I suppose all of this is just to say that it came as a surprise to hear these same ideologies of belonging (you have to either be born a native speaker or be devoted French lover) at a conference for second language teachers. At that keynote, I couldn’t help questioning the talk about ‘preserving’ the French language as if it were something pickled in formaldehyde. Like my students, I wondered if there wasn’t a way to fling open the windows and doors on French language ideologies, to let this living language breathe a little and to let all of its speakers in. According to The Oxford Language Dictionary, the definition of ‘Francophone’ is simply ‘speaker of French.’ With those doors flung open, perhaps those of us who speak French as a second, third, or fourth language could also be allowed to call ourselves ‘Francophones.’
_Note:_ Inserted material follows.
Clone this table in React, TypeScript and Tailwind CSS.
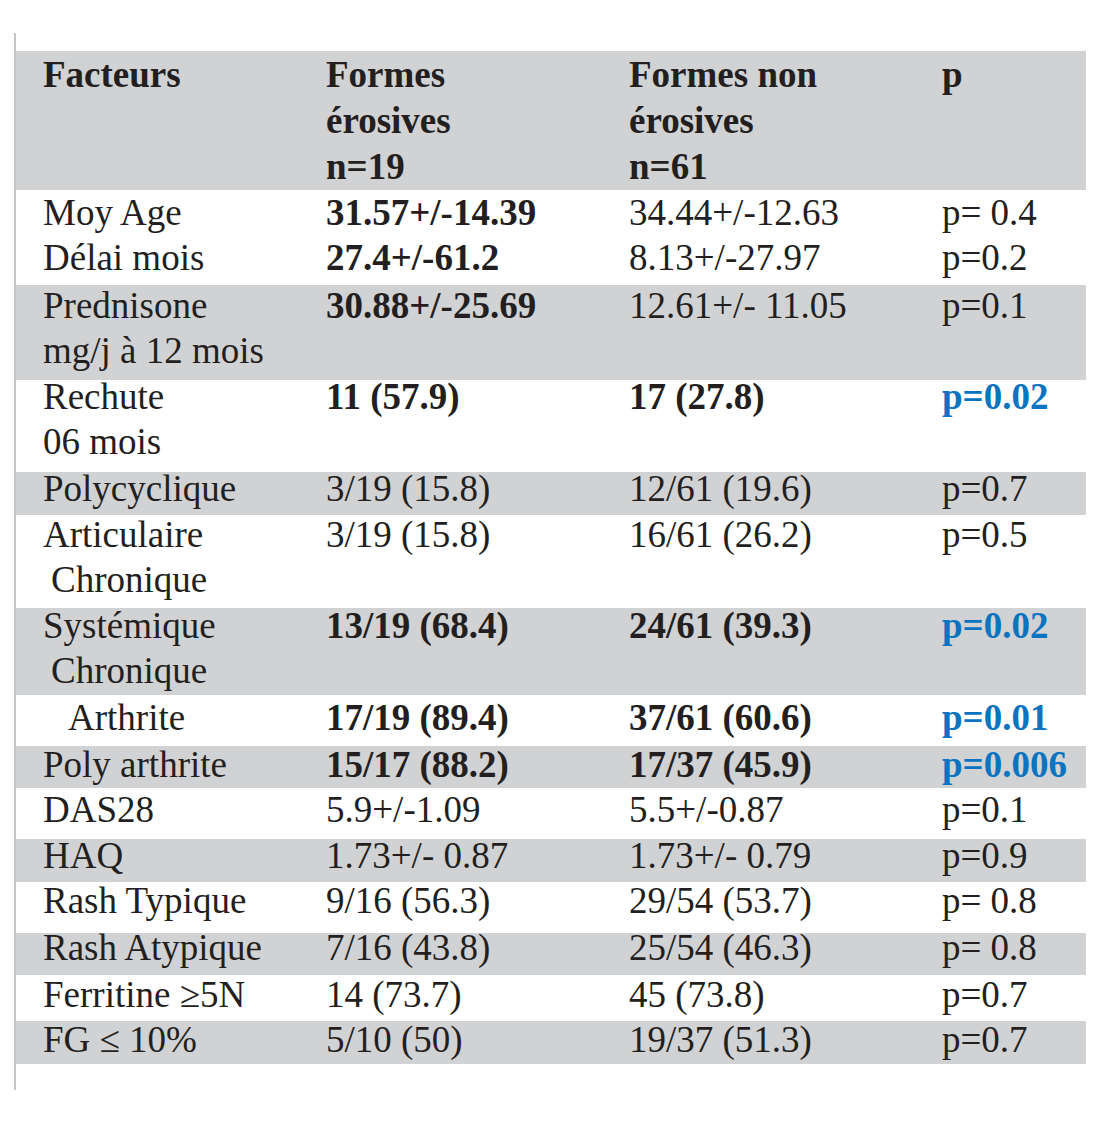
import React from "react";

type Seg = { t: string; b?: boolean; blue?: boolean; indent?: string };
type Row = {
  h: string;
  mt: string;
  gray: boolean;
  cells: Seg[][];
  header?: boolean;
};

const rows: Row[] = [
  {
    h: "h-[139px]",
    mt: "mt-[1px]",
    gray: true,
    header: true,
    cells: [
      [{ t: "Facteurs", b: true }],
      [
        { t: "Formes", b: true },
        { t: "érosives", b: true },
        { t: "n=19", b: true },
      ],
      [
        { t: "Formes non", b: true },
        { t: "érosives", b: true },
        { t: "n=61", b: true },
      ],
      [{ t: "p", b: true }],
    ],
  },
  {
    h: "h-[47px]",
    mt: "mt-[0px]",
    gray: false,
    cells: [
      [{ t: "Moy Age" }],
      [{ t: "31.57+/-14.39", b: true }],
      [{ t: "34.44+/-12.63" }],
      [{ t: "p= 0.4" }],
    ],
  },
  {
    h: "h-[48px]",
    mt: "-mt-[2px]",
    gray: false,
    cells: [
      [{ t: "Délai mois" }],
      [{ t: "27.4+/-61.2", b: true }],
      [{ t: "8.13+/-27.97" }],
      [{ t: "p=0.2" }],
    ],
  },
  {
    h: "h-[95px]",
    mt: "-mt-[2px]",
    gray: true,
    cells: [
      [{ t: "Prednisone" }, { t: "mg/j à 12 mois" }],
      [{ t: "30.88+/-25.69", b: true }],
      [{ t: "12.61+/- 11.05" }],
      [{ t: "p=0.1" }],
    ],
  },
  {
    h: "h-[92px]",
    mt: "-mt-[6px]",
    gray: false,
    cells: [
      [{ t: "Rechute" }, { t: "06 mois" }],
      [{ t: "11 (57.9)", b: true }],
      [{ t: "17 (27.8)", b: true }],
      [{ t: "p=0.02", b: true, blue: true }],
    ],
  },
  {
    h: "h-[43px]",
    mt: "-mt-[6px]",
    gray: true,
    cells: [
      [{ t: "Polycyclique" }],
      [{ t: "3/19 (15.8)" }],
      [{ t: "12/61 (19.6)" }],
      [{ t: "p=0.7" }],
    ],
  },
  {
    h: "h-[93px]",
    mt: "-mt-[3px]",
    gray: false,
    cells: [
      [{ t: "Articulaire" }, { t: "Chronique", indent: "pl-[8px]" }],
      [{ t: "3/19 (15.8)" }],
      [{ t: "16/61 (26.2)" }],
      [{ t: "p=0.5" }],
    ],
  },
  {
    h: "h-[87px]",
    mt: "-mt-[5px]",
    gray: true,
    cells: [
      [{ t: "Systémique" }, { t: "Chronique", indent: "pl-[8px]" }],
      [{ t: "13/19 (68.4)", b: true }],
      [{ t: "24/61 (39.3)", b: true }],
      [{ t: "p=0.02", b: true, blue: true }],
    ],
  },
  {
    h: "h-[51px]",
    mt: "mt-[0px]",
    gray: false,
    cells: [
      [{ t: "Arthrite", indent: "pl-[25px]" }],
      [{ t: "17/19 (89.4)", b: true }],
      [{ t: "37/61 (60.6)", b: true }],
      [{ t: "p=0.01", b: true, blue: true }],
    ],
  },
  {
    h: "h-[42px]",
    mt: "-mt-[4px]",
    gray: true,
    cells: [
      [{ t: "Poly arthrite" }],
      [{ t: "15/17 (88.2)", b: true }],
      [{ t: "17/37 (45.9)", b: true }],
      [{ t: "p=0.006", b: true, blue: true }],
    ],
  },
  {
    h: "h-[51px]",
    mt: "-mt-[1px]",
    gray: false,
    cells: [
      [{ t: "DAS28" }],
      [{ t: "5.9+/-1.09" }],
      [{ t: "5.5+/-0.87" }],
      [{ t: "p=0.1" }],
    ],
  },
  {
    h: "h-[43px]",
    mt: "-mt-[6px]",
    gray: true,
    cells: [
      [{ t: "HAQ" }],
      [{ t: "1.73+/- 0.87" }],
      [{ t: "1.73+/- 0.79" }],
      [{ t: "p=0.9" }],
    ],
  },
  {
    h: "h-[51px]",
    mt: "-mt-[4px]",
    gray: false,
    cells: [
      [{ t: "Rash Typique" }],
      [{ t: "9/16 (56.3)" }],
      [{ t: "29/54 (53.7)" }],
      [{ t: "p= 0.8" }],
    ],
  },
  {
    h: "h-[42px]",
    mt: "-mt-[8px]",
    gray: true,
    cells: [
      [{ t: "Rash Atypique" }],
      [{ t: "7/16 (43.8)" }],
      [{ t: "25/54 (46.3)" }],
      [{ t: "p= 0.8" }],
    ],
  },
  {
    h: "h-[46px]",
    mt: "-mt-[3px]",
    gray: false,
    cells: [
      [{ t: "Ferritine ≥5N" }],
      [{ t: "14 (73.7)" }],
      [{ t: "45 (73.8)" }],
      [{ t: "p=0.7" }],
    ],
  },
  {
    h: "h-[43px]",
    mt: "-mt-[4px]",
    gray: true,
    cells: [
      [{ t: "FG ≤ 10%" }],
      [{ t: "5/10 (50)" }],
      [{ t: "19/37 (51.3)" }],
      [{ t: "p=0.7" }],
    ],
  },
];

function Line({ s, header }: { s: Seg; header?: boolean }) {
  return (
    <div
      className={[
        "whitespace-pre",
        header ? "leading-[46px]" : "leading-[45px]",
        s.b ? "font-bold" : "font-normal",
        s.blue ? "text-[#0b74c0]" : "text-[#231f20]",
        s.indent ?? "",
      ].join(" ")}
    >
      {s.t}
    </div>
  );
}

export default function App() {
  return (
    <div className="min-h-[1125px] w-[1101px] bg-white">
      <div
        className="ml-[14px] mt-[33px] w-[1072px] border-l-2 border-[#c6c6c6] pb-[26px] pt-[18px] text-[37px]"
        style={{ fontFamily: '"Liberation Serif", "Times New Roman", serif' }}
      >
        {rows.map((r, i) => (
          <div
            key={i}
            className={[
              "grid grid-cols-[283px_303px_313px_1fr] overflow-visible pl-[27px]",
              r.h,
              r.gray ? "bg-[#d1d2d4]" : "bg-white",
            ].join(" ")}
          >
            {r.cells.map((c, j) => (
              <div key={j} className={r.mt}>
                {c.map((s, k) => (
                  <Line key={k} s={s} header={r.header} />
                ))}
              </div>
            ))}
          </div>
        ))}
      </div>
    </div>
  );
}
Susan Ballinger, new Canadian citizen

[1] Bill 101 regulates French as the common public language in Quebec. Part of the legislation includes limiting access to English schools to children who have at least one parent who has attended English school in Canada. Therefore, the French school system is the default school system for everyone, and few immigrants to the province can access the English school system. It is important to note that French immersion is a program that is only offered in English schools in the province. There is no equivalent language immersion program in the French school system because French is the only legislated language of instruction in those schools. As an extension of this legislation, many French language schools have French-only school policies that prohibit students from speaking other languages inside and outside of the classroom.